• [Brief]:
Locate all lines with the word "index" and copy them out.

• [Information provided]:
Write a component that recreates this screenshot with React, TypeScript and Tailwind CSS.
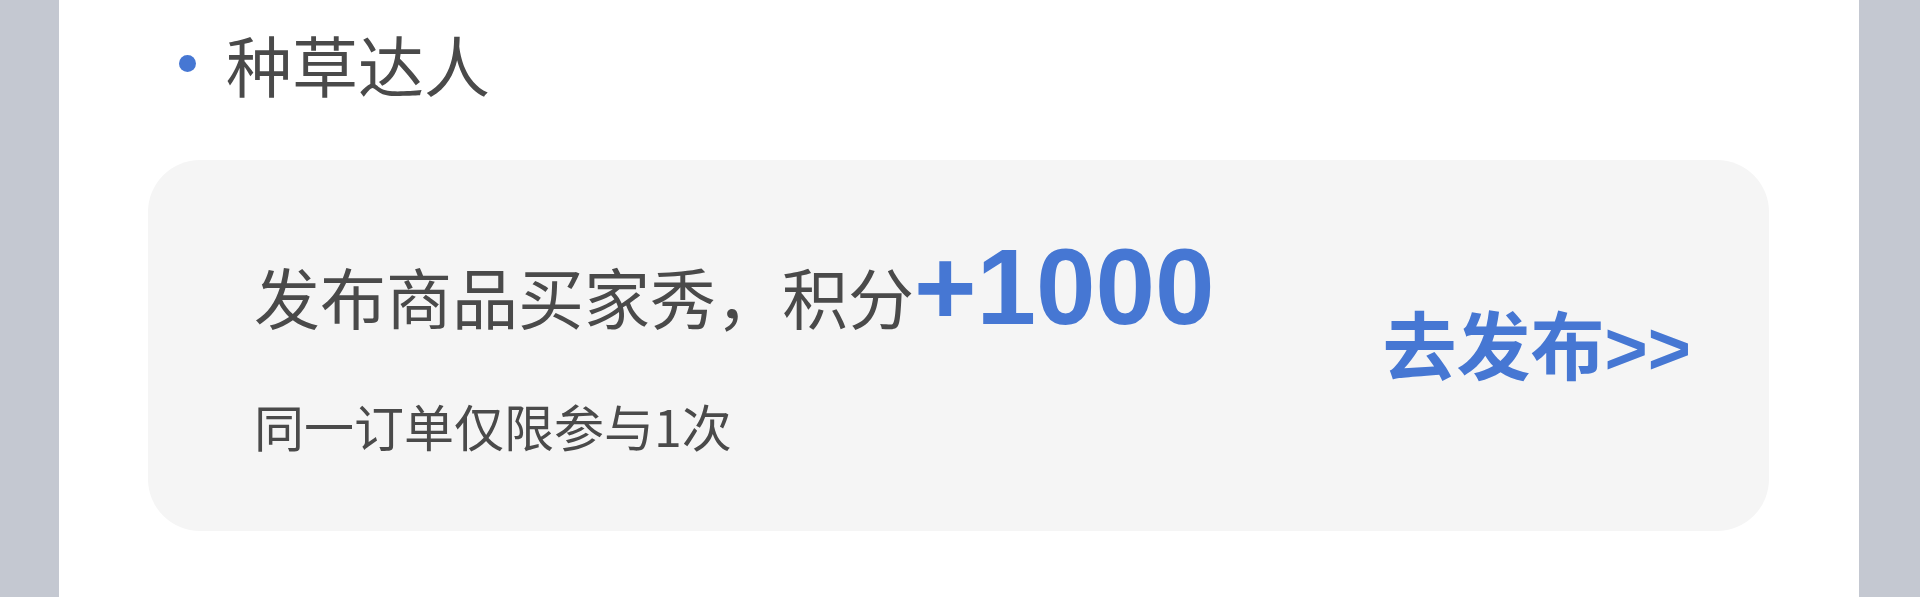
export default function App() {
  return (
    <div className="flex h-[597px] w-[1920px] overflow-hidden bg-[#c4c8d1]">
      <div className="w-[59px] shrink-0 bg-[#c4c8d1]" />
      <div className="flex flex-1 flex-col bg-white pl-[89px] pr-[90px] font-['Noto_Sans_CJK_SC',sans-serif]">
        {/* Section title */}
        <div className="flex h-[130px] items-center pb-[4px]">
          <span className="ml-[31px] h-[17px] w-[17px] shrink-0 rounded-full bg-[#4677d3]" />
          <span className="ml-[30px] text-[66px] leading-none text-[#4a4a4a]">种草达人</span>
        </div>

        {/* Task card */}
        <div className="mt-[30px] flex h-[371px] items-center justify-between rounded-[52px] bg-[#f5f5f5] pl-[106px] pr-[78px]">
          <div className="flex flex-col">
            <div className="flex items-baseline">
              <span className="text-[66px] leading-[90px] text-[#4a4a4a]">发布商品买家秀，积分</span>
              <span className="font-['Liberation_Sans',sans-serif] text-[107px] leading-[90px] font-bold text-[#4677d3]">
                +1000
              </span>
            </div>
            <div className="mt-[60px] text-[50px] leading-none text-[#4a4a4a]">同一订单仅限参与1次</div>
          </div>
          <div className="flex items-baseline text-[74px] leading-none font-bold text-[#4677d3]">
            <span>去发布</span>
            <span className="font-['Liberation_Sans',sans-serif]">&gt;&gt;</span>
          </div>
        </div>
      </div>
      <div className="w-[61px] shrink-0 bg-[#c4c8d1]" />
    </div>
  );
}
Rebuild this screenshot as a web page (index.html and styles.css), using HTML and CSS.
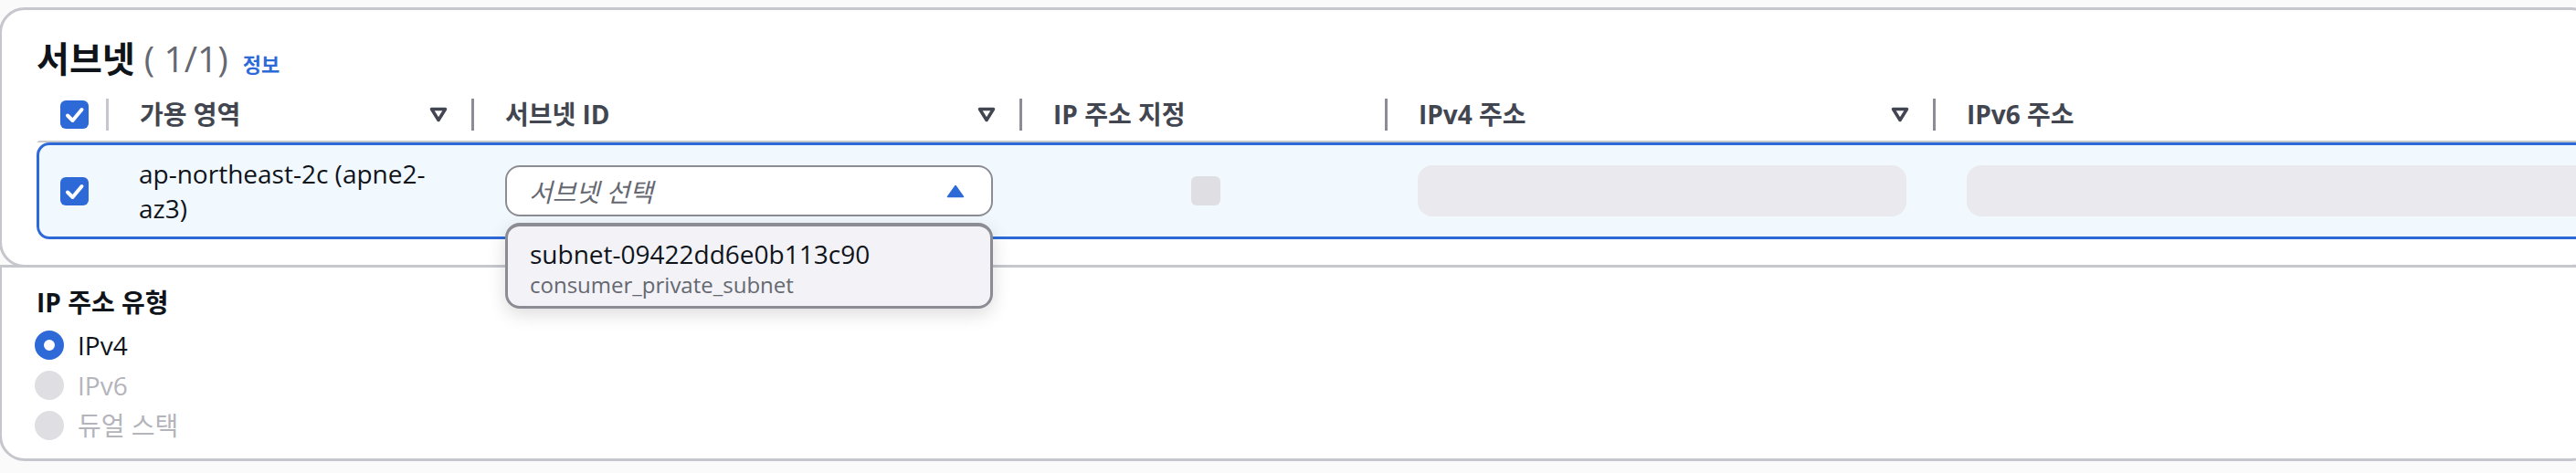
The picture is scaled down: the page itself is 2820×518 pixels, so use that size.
FILE: index.html
```html
<!DOCTYPE html>
<html lang="ko">
<head>
<meta charset="utf-8">
<title>서브넷</title>
<link rel="stylesheet" href="styles.css">
</head>
<body>
<div class="page">
  <section class="card card-table">
    <div class="head">
      <h2 class="title">서브넷 <span class="counter">( 1/1)</span></h2>
      <a class="info" href="#">정보</a>
    </div>
    <div class="table">
      <div class="thead">
        <div class="th th-check">
          <svg class="cb" viewBox="0 0 31 31" width="31" height="31"><rect width="31" height="31" rx="6" fill="#2d6ad8"/><path d="M8 16.5l5.5 5.5L23.5 10" fill="none" stroke="#fff" stroke-width="4" stroke-linecap="round" stroke-linejoin="round"/></svg>
        </div>
        <div class="th"><span class="sep light"></span><span class="th-label">가용 영역</span><svg class="sort" viewBox="0 0 20 17" width="20" height="17"><path d="M2.5 2.5h15L10 14.5z" fill="none" stroke="#424650" stroke-width="3.5" stroke-linejoin="round"/></svg></div>
        <div class="th"><span class="sep"></span><span class="th-label">서브넷 ID</span><svg class="sort" viewBox="0 0 20 17" width="20" height="17"><path d="M2.5 2.5h15L10 14.5z" fill="none" stroke="#424650" stroke-width="3.5" stroke-linejoin="round"/></svg></div>
        <div class="th"><span class="sep"></span><span class="th-label">IP 주소 지정</span></div>
        <div class="th"><span class="sep"></span><span class="th-label">IPv4 주소</span><svg class="sort" viewBox="0 0 20 17" width="20" height="17"><path d="M2.5 2.5h15L10 14.5z" fill="none" stroke="#424650" stroke-width="3.5" stroke-linejoin="round"/></svg></div>
        <div class="th"><span class="sep"></span><span class="th-label">IPv6 주소</span></div>
      </div>
      <div class="tr">
        <div class="td td-check">
          <svg class="cb" viewBox="0 0 31 31" width="31" height="31"><rect width="31" height="31" rx="6" fill="#2d6ad8"/><path d="M8 16.5l5.5 5.5L23.5 10" fill="none" stroke="#fff" stroke-width="4" stroke-linecap="round" stroke-linejoin="round"/></svg>
        </div>
        <div class="td td-az">ap-northeast-2c (apne2-az3)</div>
        <div class="td td-subnet">
          <div class="select">
            <span class="placeholder">서브넷 선택</span>
            <svg class="caret" viewBox="0 0 20 15" width="20" height="15"><path d="M10 1.5L18.5 13.5H1.5z" fill="#2d6ad8" stroke="#2d6ad8" stroke-width="1.5" stroke-linejoin="round"/></svg>
          </div>
          <div class="dropdown">
            <div class="opt-main">subnet-09422dd6e0b113c90</div>
            <div class="opt-sub">consumer_private_subnet</div>
          </div>
        </div>
        <div class="td td-ipset"><span class="cb-disabled"></span></div>
        <div class="td td-v4"><span class="input-disabled"></span></div>
        <div class="td td-v6"><span class="input-disabled"></span></div>
      </div>
    </div>
  </section>
  <section class="card card-form">
    <div class="field-label">IP 주소 유형</div>
    <div class="radios">
      <div class="radio"><span class="dot on"></span><span>IPv4</span></div>
      <div class="radio disabled"><span class="dot"></span><span>IPv6</span></div>
      <div class="radio disabled"><span class="dot"></span><span>듀얼 스택</span></div>
    </div>
  </section>
</div>
</body>
</html>
```
FILE: styles.css
```css
* { box-sizing: border-box; margin: 0; padding: 0; }
html, body { overflow: hidden; }
body {
  width: 2820px;
  height: 518px;
  background: #fafafa;
  font-family: "Open Sans", "Noto Sans CJK KR", sans-serif;
  color: #0f141a;
}
.page { padding-top: 8px; }
.card {
  position: relative;
  width: 2844px;
  margin-left: -1px;
  background: #fff;
  border: 3px solid #c6c6cd;
}
.card-table {
  border-radius: 28px;
  padding: 30px 0 28px 38px;
  z-index: 2;
}
.card-form {
  margin-top: -3px;
  border-radius: 0 0 28px 28px;
  padding: 19px 0 14px 38px;
  z-index: 1;
}
.head {
  display: flex;
  align-items: baseline;
  gap: 16px;
  height: 46px;
}
.title {
  font-size: 39px;
  line-height: 46px;
  font-weight: 700;
  color: #0f141a;
}
.counter { font-weight: 400; color: #656871; }
.info {
  font-size: 22px;
  font-weight: 700;
  color: #2d6ad8;
  text-decoration: none;
}
.table { margin-top: 17px; }
.thead, .tr {
  display: grid;
  grid-template-columns: 73px 400px 600px 400px 600px 800px;
}
.thead {
  height: 52px;
  border-left: 3px solid transparent;
  border-bottom: 2px solid #c6c6cd;
}
.th {
  display: flex;
  align-items: center;
  height: 42px;
}
.th-check { padding-left: 23px; }
.sep {
  width: 3px;
  height: 35px;
  background: #8c8c94;
  margin-right: 34px;
  flex: none;
}
.sep.light { background: #c6c6cd; }
.th-label {
  flex: 1;
  font-size: 28px;
  line-height: 38px;
  font-weight: 700;
  color: #424650;
  white-space: nowrap;
}
.sort { margin-right: 26px; flex: none; display: block; }
.cb { display: block; flex: none; }
.tr {
  height: 106px;
  border: 3px solid #2d6ad8;
  border-radius: 14px;
  background: #f1f8fe;
}
.td {
  display: flex;
  align-items: center;
}
.td-check { padding-left: 23px; }
.td-az {
  padding: 0 34px 0 36px;
  font-size: 28px;
  line-height: 38px;
  color: #0f141a;
}
.td-subnet {
  position: relative;
  padding: 0 29px 0 37px;
}
.select {
  width: 100%;
  height: 56px;
  border: 2px solid #8c8c94;
  border-radius: 16px;
  background: #fff;
  display: flex;
  align-items: center;
  justify-content: space-between;
  padding: 0 29px 0 24px;
}
.placeholder {
  font-size: 28px;
  font-style: italic;
  color: #656871;
}
.caret { display: block; }
.dropdown {
  position: absolute;
  z-index: 10;
  top: 85px;
  left: 37px;
  width: 534px;
  border: 3px solid #8c8c94;
  border-top-width: 4px;
  border-radius: 16px;
  background: #f2f2f7;
  padding: 11px 24px 8px;
  box-shadow: 0 6px 20px rgba(0, 7, 22, 0.14);
}
.opt-main {
  font-size: 28px;
  line-height: 38px;
  color: #0f141a;
}
.opt-sub {
  font-size: 24px;
  line-height: 30px;
  color: #656871;
}
.td-ipset { justify-content: center; padding-left: 8px; }
.cb-disabled {
  width: 32px;
  height: 32px;
  border-radius: 6px;
  background: #dedee3;
}
.td-v4 { padding: 0 29px 0 36px; }
.td-v6 { padding-left: 37px; }
.input-disabled {
  display: block;
  width: 100%;
  height: 56px;
  border-radius: 16px;
  background: #e9e9ee;
}
.field-label {
  font-size: 28px;
  line-height: 38px;
  font-weight: 700;
}
.radios {
  margin-top: 6px;
  display: flex;
  flex-direction: column;
}
.radio {
  display: flex;
  align-items: center;
  gap: 15px;
  height: 44px;
  margin-left: -2px;
  font-size: 28px;
  line-height: 38px;
  color: #0f141a;
}
.radio.disabled { color: #b4b4bb; }
.dot {
  width: 32px;
  height: 32px;
  border-radius: 50%;
  background: #dedee3;
  flex: none;
}
.dot.on {
  background: #fff;
  border: 10px solid #2d6ad8;
}
```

• [Result below]:
Rebuild this screenshot as a web page (index.html and styles.css), using HTML and CSS.
FILE: index.html
  z-index: 2;
  z-index: 1;
  z-index: 10;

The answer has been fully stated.